Two plastic pollution control bills, HB105 Regulation of Smoking by Counties and Municipalities and SB 224 Regulation of Smoking in Public Places  finally made their way back to the Florida House and Senate in the 2022 session. Surfrider Foundation volunteers across the state have been deeply impacted by the sheer volume of cigarette butts collected on our beaches. In fact, cigarette butts are the most littered item in the world, with 4.5 trillion butts littered every year. They account for one in five of every item collected during beach cleanups.

For the past 5 years, Surfrider Foundation Chapters and Clubs have advocated for litter control and advocated for legislators to give the locals back the right to regulate smoking on their public beaches and parks. Volunteers painstakingly separated cigarette butts and counted them to enter into NOAA's Debris system.

Communities who advocate for public health limit exposure to secondhand smoke by prohibiting smoking on airplanes, buses, in stores, schools and restaurants. Visitors of beaches and parks should also be free from this carcinogenic pollutant. American Lung Association also advocated to pass this bill. 

Since smoking has been preempted to the state, local communities have not had the right to pass ordinances to protect their coasts, parks and wildlife from this dangerous plastic litter despite a strong desire and need to do so. Representative Thad Altman, Representative Randy Fine and Senator Gruters pushed hard to get this bill finally over the line this session! 

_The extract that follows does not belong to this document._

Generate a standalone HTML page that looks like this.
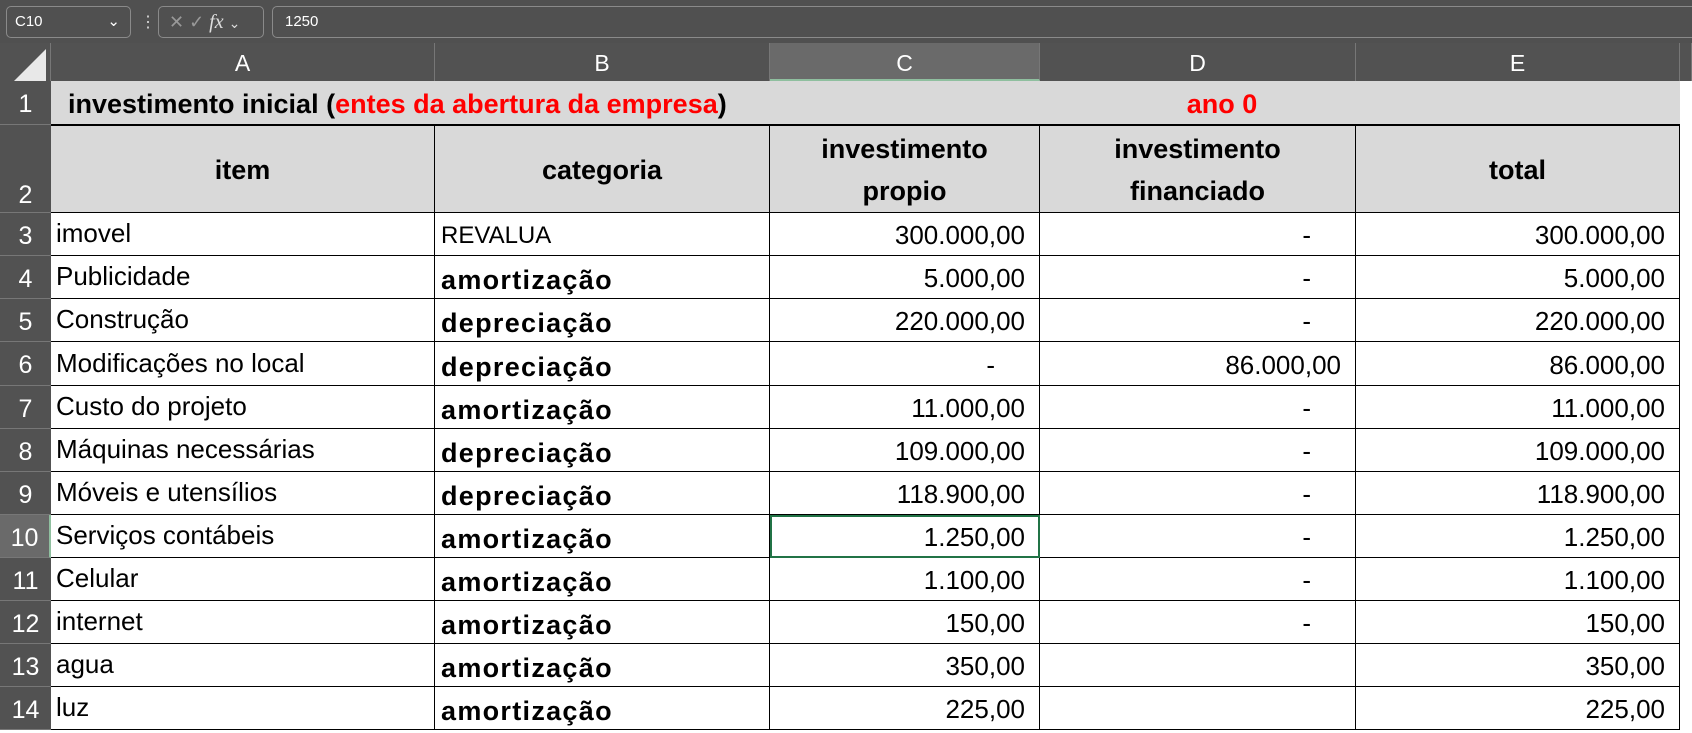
<!DOCTYPE html>
<html><head><meta charset="utf-8"><style>
body{margin:0;width:1692px;height:730px;overflow:hidden;background:#fff;font-family:"Liberation Sans",Arial,sans-serif;position:relative}
.top{position:absolute;left:0;top:0;width:1692px;height:43px;background:#505050}
.box{position:absolute;top:6px;height:32px;border:1px solid #8a8a8a;border-radius:5px;color:#fff;font-size:15px;line-height:30px;box-sizing:border-box}
.ch{position:absolute;top:43px;height:38px;background:#525252;color:#fff;font-size:23px;line-height:40px;text-align:center;border-right:1px solid #777;box-sizing:border-box}
.rh{position:absolute;left:0;width:51px;background:#525252;color:#fff;font-size:25px;text-align:center;border-bottom:1px solid #777;box-sizing:border-box}
.c{position:absolute;box-sizing:border-box;font-size:26px;color:#000;white-space:nowrap;overflow:hidden;border-right:1px solid #000;border-bottom:1px solid #000}
.hd{background:#d9d9d9;font-weight:bold;font-size:27px;text-align:center}
.r{text-align:right;padding-right:14px}
.b{font-weight:bold;font-size:27px}
.red{color:#f00}
</style></head><body>
<div class="top"></div>
<div class="box" style="left:6px;width:125px;padding-left:8px">C10<span style="position:absolute;right:10px;top:0">&#8964;</span></div>
<div style="position:absolute;left:140px;top:12px;color:#ddd;font-size:16px">&#8942;</div>
<div class="box" style="left:158px;width:106px;color:#999;padding-left:10px;font-size:18px">✕ ✓ <i style="color:#ddd;font-family:'Liberation Serif',serif;font-size:20px">fx</i> <span style="color:#ddd;font-size:14px">&#8964;</span></div>
<div class="box" style="left:272px;width:1440px;padding-left:12px">1250</div>

<div class="ch" style="left:0;width:51px;background:#525252"><div style="position:absolute;left:14px;top:6px;width:0;height:0;border-left:32px solid transparent;border-bottom:32px solid #e8e8e8"></div></div>
<div class="ch" style="left:51px;width:384px">A</div>
<div class="ch" style="left:435px;width:335px">B</div>
<div class="ch" style="left:770px;width:270px;background:#6a6a6a;border-bottom:2px solid #8fbf9f">C</div>
<div class="ch" style="left:1040px;width:316px">D</div>
<div class="ch" style="left:1356px;width:324px">E</div>
<div class="ch" style="left:1680px;width:12px"></div>

<div class="rh" style="top:81px;height:44px;line-height:46px">1</div>
<div class="rh" style="top:125px;height:88px;line-height:140px">2</div>
<div class="rh" style="top:213px;height:43px;line-height:46px">3</div>
<div class="rh" style="top:256px;height:43px;line-height:46px">4</div>
<div class="rh" style="top:299px;height:43px;line-height:46px">5</div>
<div class="rh" style="top:342px;height:44px;line-height:46px">6</div>
<div class="rh" style="top:386px;height:43px;line-height:46px">7</div>
<div class="rh" style="top:429px;height:43px;line-height:46px">8</div>
<div class="rh" style="top:472px;height:43px;line-height:46px">9</div>
<div class="rh" style="top:515px;height:43px;line-height:46px;background:#6a6a6a;border-right:2px solid #8fbf9f">10</div>
<div class="rh" style="top:558px;height:43px;line-height:46px">11</div>
<div class="rh" style="top:601px;height:43px;line-height:46px">12</div>
<div class="rh" style="top:644px;height:43px;line-height:46px">13</div>
<div class="rh" style="top:687px;height:43px;line-height:46px">14</div>

<div class="c hd" style="left:51px;top:81px;width:719px;height:44px;line-height:46px;text-align:left;padding-left:17px;border-right:none">investimento inicial (<span class="red">entes da abertura da empresa</span>)</div>
<div class="c hd" style="left:770px;top:81px;width:910px;height:44px;line-height:46px;padding-right:0;border-right:none"><span class="red" style="position:absolute;left:390px;width:124px">ano 0</span></div>
<div class="c hd" style="left:51px;top:125px;width:384px;height:88px;line-height:88px;border-top:1px solid #000">item</div>
<div class="c hd" style="left:435px;top:125px;width:335px;height:88px;line-height:88px;border-top:1px solid #000">categoria</div>
<div class="c hd" style="left:770px;top:125px;width:270px;height:88px;line-height:42px;padding-top:2px;border-top:1px solid #000">investimento<br>propio</div>
<div class="c hd" style="left:1040px;top:125px;width:316px;height:88px;line-height:42px;padding-top:2px;border-top:1px solid #000">investimento<br>financiado</div>
<div class="c hd" style="left:1356px;top:125px;width:324px;height:88px;line-height:88px;border-top:1px solid #000">total</div>

<div id="rows"></div>
<script>
var d=[["imovel","REVALUA","300.000,00","-","300.000,00",0],
["Publicidade","amortização","5.000,00","-","5.000,00",1],
["Construção","depreciação","220.000,00","-","220.000,00",1],
["Modificações no local","depreciação","-","86.000,00","86.000,00",1],
["Custo do projeto","amortização","11.000,00","-","11.000,00",1],
["Máquinas necessárias","depreciação","109.000,00","-","109.000,00",1],
["Móveis e utensílios","depreciação","118.900,00","-","118.900,00",1],
["Serviços contábeis","amortização","1.250,00","-","1.250,00",1],
["Celular","amortização","1.100,00","-","1.100,00",1],
["internet","amortização","150,00","-","150,00",1],
["agua","amortização","350,00","","350,00",1],
["luz","amortização","225,00","","225,00",1]];
var h="",tops=[213,256,299,342,386,429,472,515,558,601,644,687];
d.forEach(function(r,i){var t=tops[i],ht=(i<11?tops[i+1]:730)-t;
var s='top:'+t+'px;height:'+ht+'px;line-height:'+(ht+2)+'px;';
h+='<div class="c" style="left:51px;width:384px;'+s+'padding-left:5px;line-height:'+(ht-2)+'px">'+r[0]+'</div>';
h+='<div class="c'+(r[5]?' b':'')+'" style="left:435px;width:335px;'+s+'padding-left:6px;'+(r[5]?'letter-spacing:1.3px;line-height:'+(ht+6)+'px':'font-size:24px')+'">'+r[1]+'</div>';
var cp=r[2]=="-"?'padding-right:44px':'';
h+='<div class="c r" style="left:770px;width:270px;'+s+cp+(i==7?';outline:2px solid #217346;outline-offset:-2px':'')+'">'+r[2]+'</div>';
var dp=r[3]=="-"?'padding-right:44px':'';
h+='<div class="c r" style="left:1040px;width:316px;'+s+dp+'">'+r[3]+'</div>';
h+='<div class="c r" style="left:1356px;width:324px;'+s+'">'+r[4]+'</div>';});
document.getElementById("rows").innerHTML=h;
</script>
</body></html>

Organic chemicals and heavy metals leach from cigarette butts into our waterways and ocean. Birds and sea mammals line their nests with cigarette filters and ingest them. As cigarette butts are plastic, made from 12,000 individual strands of cellulose acetate (a synthetic plastic fiber) that breaks down into microplastics, they are never fully biodegradeable. They contaminate our water, bioaccumulate in our food supply and pollute our parks and beaches. 

Many states and municipalities have already made beaches smoke free. Smoking restrictions at parks and beaches lead to better conditions in beaches and parks for aquatic ecosystems, marine life, and improve overall beach and park aestehetic. Communities littered with cigarette butts are less appealing to tourists and visitors. No one wants to vacation at a dirty beach! 

Florida now will allow locals to protect what they love and pass ordinances to prohibit smoking on public beaches and parks! Surfrider will continue to engage its grassroots activist network in Florida to pass bans in municipalities across the state.